Соски были алые. И собравшиеся усиленно гадали, в самом ли деле у футуристки соски такого цвета, либо они сильно подкрашены алой краской. Известно, что подкрашивать кончики грудей было в обычае у Клеопатры и греческих гетер… Впрочем, говорят, что футуристы не признают никаких приличий и исповедуют свободную любовь, так что у них всякая женщина — гетера.
Некоторые знатоки искусства нашли, что поэтесса очень напоминает известный портрет Иды Рубинштейн кисти Серова. Довольно скандальный портрет, надобно сказать! Правда, в отличие от Иды Рубинштейн футуристка все же была хоть как-то одета.
Короче говоря, за свои невразумительные, неразборчивые стихи она сорвала аплодисментов больше всех. Для поэта в желтой кофте их уже не осталось. Собравшиеся втихомолку выясняли имя дамы с алыми сосками.
Футуристы называли ее Еленой Феррари… За этот псевдоним и за алые соски ей можно было вполне простить даже ту чушь, которую она читала.

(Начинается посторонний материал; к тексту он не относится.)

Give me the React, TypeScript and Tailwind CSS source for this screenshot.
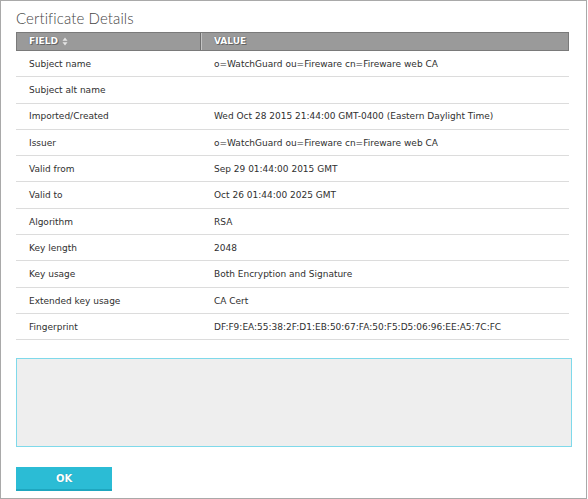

Вечер закончился фуршетом. Поэтам тоже дали перекусить и выпить, уж больно голодные глаза были у многих, в том числе у этой Феррари. Нашлись несколько мужчин, которые с пребольшим удовольствием угостили бы ее ужином поплотнее изящных канапе — разумеется, не за просто так и не за стихи, а, к примеру, за общение на канапе размером побольше… Однако, поспешно проглотив несколько бутербродиков и залпом опрокинув бокал с шампанским, футуристка исчезла бесследно. Кто-то видел, как она входила в дамскую комнату, однако куда пропала потом — неведомо. Правда, из роскошного ватерклозета выскользнула какая-то тощая, черная, будто галка, барышня — по виду совсем из пролетариев, одетая редкостно убого, с тючком под мышкой и в стоптанных башмаках, — но ее приняли за какую-нибудь нанятую на вечер уборщицу и внимания не обратили. А между тем то и была пикантная Елена Феррари, она же — Ольга Голубовская, она же… А черт ее знает, как она звалась на самом деле, ведь свое настоящее имя она скрывала от всех. Как и многое, очень многое из своей многотрудной биографии!